-
1. Afb. 1 : Afdichting van een doorvoering van een brandbare leiding in een brandwerende massieve muur met behulp van een brandwerende soepele strook
Legende
1. Massieve muur - 2. Brandbare leiding
- 3. Uitsparing en speling rond de leiding
- 4. Afdichting rond de leiding
- 5. Brandwerende soepele strook
- 6. Ophangconstructie van de leiding
1. Massieve muur
De massieve muur moet ofwel in overeenstemming zijn met een gestandaardiseerde massieve muur, ofwel met een gelijkaardige massieve muur. Het gebruik van andere massieve muren is toegelaten, op voorwaarde dat dit gevalideerd wordt in de voorschriften van de fabrikant* van de brandwerende voorziening die in de muur aangebracht wordt.
2. Brandbare leiding
De eigenschappen van de brandbare leiding moeten in overeenstemming zijn met de voorschriften van de fabrikant*. Daarin moet gespecificeerd worden uit welk materiaal de leiding opgebouwd is (pvc, PE, PP …), en wat de minimale en maximale diameter (gewoonlijk 25 tot 250 mm) en wanddikte (gewoonlijk 1 tot 15 mm) ervan is.

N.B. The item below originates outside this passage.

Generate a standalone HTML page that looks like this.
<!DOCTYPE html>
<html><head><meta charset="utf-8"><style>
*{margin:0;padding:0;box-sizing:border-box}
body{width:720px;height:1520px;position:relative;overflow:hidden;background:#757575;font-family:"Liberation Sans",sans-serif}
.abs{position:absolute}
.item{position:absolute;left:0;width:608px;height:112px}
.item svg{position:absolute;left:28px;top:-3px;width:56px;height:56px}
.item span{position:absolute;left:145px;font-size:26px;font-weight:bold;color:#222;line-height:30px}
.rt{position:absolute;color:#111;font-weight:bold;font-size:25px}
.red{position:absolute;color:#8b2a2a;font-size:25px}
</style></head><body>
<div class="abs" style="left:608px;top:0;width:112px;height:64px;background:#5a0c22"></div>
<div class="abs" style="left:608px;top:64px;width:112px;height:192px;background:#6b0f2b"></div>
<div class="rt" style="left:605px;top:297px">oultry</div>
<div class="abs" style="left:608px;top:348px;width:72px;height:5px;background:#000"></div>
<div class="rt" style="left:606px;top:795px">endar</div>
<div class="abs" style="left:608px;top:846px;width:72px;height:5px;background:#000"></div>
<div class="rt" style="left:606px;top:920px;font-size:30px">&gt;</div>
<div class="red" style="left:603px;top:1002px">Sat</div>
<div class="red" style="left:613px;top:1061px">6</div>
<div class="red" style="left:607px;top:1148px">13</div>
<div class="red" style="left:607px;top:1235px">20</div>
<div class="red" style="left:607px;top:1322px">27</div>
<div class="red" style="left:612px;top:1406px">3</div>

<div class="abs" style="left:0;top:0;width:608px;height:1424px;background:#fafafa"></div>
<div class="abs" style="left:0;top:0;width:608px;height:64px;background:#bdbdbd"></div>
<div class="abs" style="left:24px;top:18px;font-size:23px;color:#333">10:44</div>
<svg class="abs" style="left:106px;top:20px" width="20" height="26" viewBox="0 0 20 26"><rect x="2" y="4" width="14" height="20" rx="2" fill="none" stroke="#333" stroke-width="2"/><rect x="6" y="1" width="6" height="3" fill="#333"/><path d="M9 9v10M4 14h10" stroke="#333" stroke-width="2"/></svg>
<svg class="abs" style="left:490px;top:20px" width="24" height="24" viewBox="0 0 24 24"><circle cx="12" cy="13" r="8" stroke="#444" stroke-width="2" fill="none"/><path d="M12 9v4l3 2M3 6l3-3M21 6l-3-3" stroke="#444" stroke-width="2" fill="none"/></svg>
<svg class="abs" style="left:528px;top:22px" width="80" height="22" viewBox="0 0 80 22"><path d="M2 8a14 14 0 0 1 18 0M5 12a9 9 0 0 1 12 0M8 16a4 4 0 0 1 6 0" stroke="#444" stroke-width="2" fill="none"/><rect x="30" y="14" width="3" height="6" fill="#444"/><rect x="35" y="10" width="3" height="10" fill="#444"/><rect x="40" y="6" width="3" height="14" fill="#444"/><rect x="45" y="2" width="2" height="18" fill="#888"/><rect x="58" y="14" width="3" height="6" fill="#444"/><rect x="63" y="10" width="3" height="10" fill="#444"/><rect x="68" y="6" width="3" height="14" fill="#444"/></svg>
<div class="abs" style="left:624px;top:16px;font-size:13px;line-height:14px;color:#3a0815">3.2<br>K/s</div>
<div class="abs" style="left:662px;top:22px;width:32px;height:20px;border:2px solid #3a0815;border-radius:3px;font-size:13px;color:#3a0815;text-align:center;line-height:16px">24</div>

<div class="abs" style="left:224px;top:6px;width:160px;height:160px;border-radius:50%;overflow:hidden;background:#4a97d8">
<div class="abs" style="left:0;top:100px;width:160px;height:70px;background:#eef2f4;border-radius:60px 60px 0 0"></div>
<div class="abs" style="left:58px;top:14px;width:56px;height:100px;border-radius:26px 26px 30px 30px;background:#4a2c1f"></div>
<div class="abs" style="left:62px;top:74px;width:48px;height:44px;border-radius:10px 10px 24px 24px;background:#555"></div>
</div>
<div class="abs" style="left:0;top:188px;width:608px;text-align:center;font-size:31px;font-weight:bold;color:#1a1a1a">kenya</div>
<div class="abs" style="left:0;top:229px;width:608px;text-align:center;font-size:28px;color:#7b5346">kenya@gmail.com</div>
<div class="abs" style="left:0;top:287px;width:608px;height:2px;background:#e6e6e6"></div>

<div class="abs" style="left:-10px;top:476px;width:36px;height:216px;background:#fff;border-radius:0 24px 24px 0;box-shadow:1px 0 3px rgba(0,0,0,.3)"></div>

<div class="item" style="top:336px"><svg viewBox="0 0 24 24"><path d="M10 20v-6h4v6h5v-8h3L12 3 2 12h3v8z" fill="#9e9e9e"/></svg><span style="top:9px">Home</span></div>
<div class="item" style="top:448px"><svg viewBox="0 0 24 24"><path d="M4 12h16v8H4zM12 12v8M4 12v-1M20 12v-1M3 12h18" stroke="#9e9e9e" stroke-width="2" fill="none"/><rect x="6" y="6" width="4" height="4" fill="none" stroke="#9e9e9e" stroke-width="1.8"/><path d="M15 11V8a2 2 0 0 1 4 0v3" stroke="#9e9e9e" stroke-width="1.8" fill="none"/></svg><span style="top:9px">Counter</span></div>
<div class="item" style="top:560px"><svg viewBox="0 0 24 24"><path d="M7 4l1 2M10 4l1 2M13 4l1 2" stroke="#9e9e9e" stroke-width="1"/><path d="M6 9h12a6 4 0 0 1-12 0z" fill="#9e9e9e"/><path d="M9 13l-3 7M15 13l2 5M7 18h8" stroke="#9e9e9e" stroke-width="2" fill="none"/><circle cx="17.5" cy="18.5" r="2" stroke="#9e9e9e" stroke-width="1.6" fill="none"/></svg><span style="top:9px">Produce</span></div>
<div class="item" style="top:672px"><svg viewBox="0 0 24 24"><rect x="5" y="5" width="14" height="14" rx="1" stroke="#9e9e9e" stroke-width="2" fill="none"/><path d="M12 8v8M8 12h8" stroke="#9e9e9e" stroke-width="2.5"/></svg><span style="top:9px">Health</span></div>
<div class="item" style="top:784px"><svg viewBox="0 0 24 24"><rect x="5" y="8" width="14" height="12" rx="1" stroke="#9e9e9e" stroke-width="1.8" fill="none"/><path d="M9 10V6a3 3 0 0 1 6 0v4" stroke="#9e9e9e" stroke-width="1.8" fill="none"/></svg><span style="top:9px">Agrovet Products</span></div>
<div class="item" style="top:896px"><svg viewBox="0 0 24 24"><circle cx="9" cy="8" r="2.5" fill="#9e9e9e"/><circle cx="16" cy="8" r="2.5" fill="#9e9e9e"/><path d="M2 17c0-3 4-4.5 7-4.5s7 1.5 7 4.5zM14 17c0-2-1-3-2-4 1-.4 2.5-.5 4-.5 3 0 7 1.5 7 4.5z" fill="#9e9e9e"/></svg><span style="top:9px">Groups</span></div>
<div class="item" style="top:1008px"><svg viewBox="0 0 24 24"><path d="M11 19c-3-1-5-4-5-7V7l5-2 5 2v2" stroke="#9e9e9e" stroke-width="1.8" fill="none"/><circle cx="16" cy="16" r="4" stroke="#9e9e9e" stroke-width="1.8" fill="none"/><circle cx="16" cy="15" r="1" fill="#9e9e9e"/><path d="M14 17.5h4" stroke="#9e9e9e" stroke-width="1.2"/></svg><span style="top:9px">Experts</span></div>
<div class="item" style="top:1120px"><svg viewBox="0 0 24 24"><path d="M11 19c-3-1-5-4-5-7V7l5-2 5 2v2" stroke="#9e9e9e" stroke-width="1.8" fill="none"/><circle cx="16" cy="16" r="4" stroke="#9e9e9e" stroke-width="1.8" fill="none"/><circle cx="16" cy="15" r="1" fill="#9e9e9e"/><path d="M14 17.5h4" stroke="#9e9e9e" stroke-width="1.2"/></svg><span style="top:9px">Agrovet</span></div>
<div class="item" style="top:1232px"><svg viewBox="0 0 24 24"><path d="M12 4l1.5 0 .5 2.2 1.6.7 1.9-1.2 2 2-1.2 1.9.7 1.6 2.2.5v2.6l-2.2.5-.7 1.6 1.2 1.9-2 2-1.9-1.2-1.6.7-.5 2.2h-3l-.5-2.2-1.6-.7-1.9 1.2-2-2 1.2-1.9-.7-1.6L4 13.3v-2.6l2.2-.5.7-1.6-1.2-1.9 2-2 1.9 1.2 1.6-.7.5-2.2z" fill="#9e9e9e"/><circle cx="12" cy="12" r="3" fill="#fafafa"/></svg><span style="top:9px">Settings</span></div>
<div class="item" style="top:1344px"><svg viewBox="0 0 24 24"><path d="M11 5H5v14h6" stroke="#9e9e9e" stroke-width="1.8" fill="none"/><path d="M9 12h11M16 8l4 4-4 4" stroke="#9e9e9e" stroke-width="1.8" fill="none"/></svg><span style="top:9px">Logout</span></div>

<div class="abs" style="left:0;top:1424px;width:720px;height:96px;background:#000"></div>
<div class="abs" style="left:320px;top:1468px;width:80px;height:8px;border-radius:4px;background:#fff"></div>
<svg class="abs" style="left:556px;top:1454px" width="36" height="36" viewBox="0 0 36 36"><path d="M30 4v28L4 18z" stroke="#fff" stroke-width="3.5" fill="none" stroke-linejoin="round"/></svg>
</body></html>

Over het algemeen loopt de leiding loodrecht doorheen de wand. Een schuine doorvoering is alleen mogelijk als dit is toegestaan in de voorschriften van de fabrikant*, onder voorbehoud van eventuele aanpassingen aan de brandwerende voorziening (plaats, afmetingen ...).
3. Uitsparing en speling
Het verschil tussen de diameter van de uitsparing en de diameter van de leiding moet gespecificeerd worden in de voorschriften van de fabrikant*. De speling tussen de uitsparing en de leiding mag niet te groot zijn.
4. Afdichting
De afdichting van de ruimte tussen de leiding, de brandwerende soepele strook en de uitsparing in de muur wordt gerealiseerd zoals aangegeven in de voorschriften van de fabrikant* (afdichten met mortel, dichtpleisteren, opstoppen met rotswol, een brandwerende kit aanbrengen …). De te voorziene afdichting is ook afhankelijk van de speling tussen de leiding en de uitsparing. Voor een kleine speling (bv. maximaal 10 mm) kan, in sommige gevallen, de ruimte met een brandwerende kit opgevuld worden. Tenzij anders bepaald in de voorschriften van de fabrikant* (bv. speling kleiner dan een bepaalde waarde), moet deze ruimte in principe altijd afgedicht worden.
5. Brandwerende soepele strook
De brandwerende strook moet aangepast zijn aan de diameter van de leiding (zie de voorschriften van de fabrikant*). Brandwerende soepele stroken worden in de uitsparing van
de muur geplaatst en worden rond de leidingen gewikkeld. Het aantal wikkelingen is onder andere afhankelijk van de diameter (hoe groter de diameter van de leiding, hoe groter
de vereiste laagdikte). De soepele stroken worden door middel van plakstrips of zelfklevende stroken op de brandbare leiding bevestigd.
De soepele stroken worden centraal in de uitsparing aangebracht of aan weerszijden van de muur geplaatst (afhankelijk van de diameter van de leiding en de dikte van de muur - zie de voorschriften van de fabrikant*) (zie afbeeldingen 2 -> 4).
6. Ophangconstructie van de leiding
De leiding dient ondersteund en bevestigd te worden volgens de regels van goed vakmanschap. De ophangingen moeten zo dicht mogelijk bij de massieve muur liggen
(in principe op een maximale afstand van 500 mm – zie de voorschriften van de fabrikant*).
* Opgesteld op basis van het classificatierapport.